Saturday, October 8, 2011

expectations



I told you all about my reunion with sorority sisters.

Well, my roomie and I sat up late the first night swapping divorce stories.
She made the comment (as did another friend over the weekend), we were expected to marry the guy
we were dating when we left college.  We didn't get the chance to experience different men in different dating situations.  I started to object to that thought.  I was an independent woman who did choose what I wanted  and then I realized ...No, she was right.

Wait, it was the 70's...it was women's lib...it was women going to work in a man's world.  WHAT!
I was free...it was an age of sexual freedom...I lived with Mac before I married him...in quiet of course...we could have saved our parents lots of money...but I did marry him because it was expected of me.

What a revelation to me! I wasn't as liberated as I thought...then I continued to think...was it our mothers that expected it of us and we were good little girls and did it?  Did we allow ourselves to be led there by mom? I don't know the answer.

Well guess what...it isn't that way any more...I am looking and experiencing.  I know what I want in a man...sometime I am sure I will share it!  Once again, I turn to books as I try to figure out what I really want and expect in a man and in a partner.  This time there will be no settling...this time I will get it right.

There are red flags early on in a relationship.  When Mac left me standing in Ritter park because I said something he didn't like and drove off in MY car only to brag about it later...I should have known how selfish he was...RED FLAG...this time I will take note of those flags! I will listen to my heart and intuition. I will not marry because it is expected.

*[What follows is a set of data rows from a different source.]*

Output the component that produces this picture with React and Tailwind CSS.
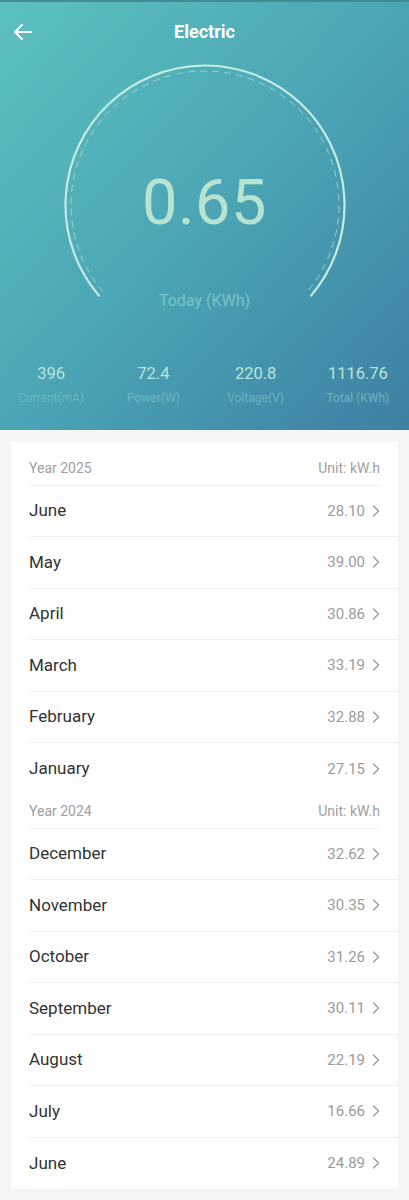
import React from "react";

const years = [
  {
    year: "2025",
    months: [
      ["June", "28.10"],
      ["May", "39.00"],
      ["April", "30.86"],
      ["March", "33.19"],
      ["February", "32.88"],
      ["January", "27.15"],
    ],
  },
  {
    year: "2024",
    months: [
      ["December", "32.62"],
      ["November", "30.35"],
      ["October", "31.26"],
      ["September", "30.11"],
      ["August", "22.19"],
      ["July", "16.66"],
      ["June", "24.89"],
    ],
  },
];

const stats = [
  ["396", "Current(mA)"],
  ["72.4", "Power(W)"],
  ["220.8", "Voltage(V)"],
  ["1116.76", "Total (KWh)"],
];

// arc from 139.5deg clockwise over the top to 40.5deg
function arcPath(r) {
  const cx = 145;
  const cy = 145;
  const a1 = (139.5 * Math.PI) / 180;
  const a2 = (40.5 * Math.PI) / 180;
  const x1 = cx + r * Math.cos(a1);
  const y1 = cy + r * Math.sin(a1);
  const x2 = cx + r * Math.cos(a2);
  const y2 = cy + r * Math.sin(a2);
  return `M ${x1} ${y1} A ${r} ${r} 0 1 1 ${x2} ${y2}`;
}

function Gauge() {
  return (
    <div className="relative mx-auto h-[260px] w-[290px]">
      <svg className="absolute inset-0" width="290" height="260" viewBox="0 0 290 260" fill="none">
        <path d={arcPath(139.5)} stroke="#c4ebdf" strokeWidth="2.2" strokeLinecap="round" />
        <path d={arcPath(134)} stroke="#a9ddd3" strokeWidth="1" strokeDasharray="7 5" opacity="0.8" />
      </svg>
      <div className="relative flex flex-col items-center pt-[111px]">
        <div className="text-[63px] leading-none font-normal tracking-[0.5px] text-[#b6e4d0]">0.65</div>
        <div className="mt-[59px] text-[16px] leading-none text-[#79c4c5]">Today (KWh)</div>
      </div>
    </div>
  );
}

function Chevron() {
  return (
    <svg width="8" height="12" viewBox="0 0 8 12" fill="none" className="ml-[7px]">
      <path d="M1.5 1 L6.5 6 L1.5 11" stroke="#9b9b9b" strokeWidth="1.4" strokeLinecap="round" strokeLinejoin="round" />
    </svg>
  );
}

export default function App() {
  return (
    <div className="min-h-[1200px] w-[409px] bg-[#f4f5f5] font-['Roboto','Liberation_Sans',sans-serif]">
      <div className="bg-gradient-to-br from-[#5cc1bf] via-[#4ba5b5] to-[#3d80a3]">
        <div className="h-[2px] bg-[#3f8d92]" />
        <div className="relative flex h-[58px] items-center justify-center">
          <svg className="absolute left-[13px] top-[20px]" width="20" height="20" viewBox="0 0 20 20" fill="none">
            <path d="M2 10 H18 M9 3 L2 10 L9 17" stroke="#ffffff" strokeWidth="2" strokeLinecap="round" strokeLinejoin="round" />
          </svg>
          <span className="text-[18px] font-bold text-white">Electric</span>
        </div>
        <Gauge />
        <div className="mt-[46px] grid grid-cols-4 pb-[26px]">
          {stats.map(([v, l]) => (
            <div key={l} className="flex flex-col items-center">
              <span className="text-[16.5px] leading-none text-[#b9e4da]">{v}</span>
              <span className="mt-[9px] text-[12px] leading-none text-[#6cb4c0]">{l}</span>
            </div>
          ))}
        </div>
      </div>

      <div className="px-[11px] pt-[12px] pb-[11px]">
        <div className="bg-white pt-[10px]">
          {years.map((y) => (
            <div key={y.year}>
              <div className="mx-[18px] flex h-[34px] items-center justify-between border-b border-[#f0f0f0] text-[14px] text-[#a0a0a0]">
                <span>Year {y.year}</span>
                <span>Unit: kW.h</span>
              </div>
              {y.months.map(([m, v], i) => (
                <div
                  key={m}
                  className={
                    i === y.months.length - 1
                      ? "ml-[18px] flex h-[51.5px] items-center justify-between pr-[18px]"
                      : "ml-[18px] flex h-[51.5px] items-center justify-between border-b border-[#f0f0f0] pr-[18px]"
                  }
                >
                  <span className="text-[17px] text-[#333333]">{m}</span>
                  <span className="flex items-center text-[15px] text-[#9b9b9b]">
                    {v}
                    <Chevron />
                  </span>
                </div>
              ))}
            </div>
          ))}
        </div>
      </div>
    </div>
  );
}
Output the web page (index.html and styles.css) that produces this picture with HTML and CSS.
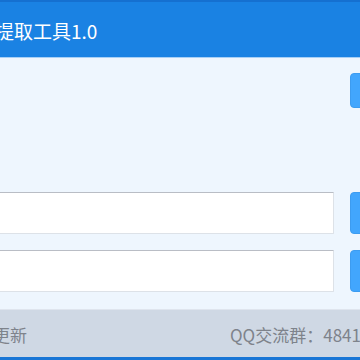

I can't believe I am finally at that point where I am thinking along these lines...I guess you can tell I am slowly coming back to life.

It isn't easy at 55 and sometimes I wonder if I even want to but I loved being married and being with a man.  I enjoy the company of men. I want a partnership...where two people bring all the good they have together to make a union.

I am printing up those checklists and will start sharpening my pencil!!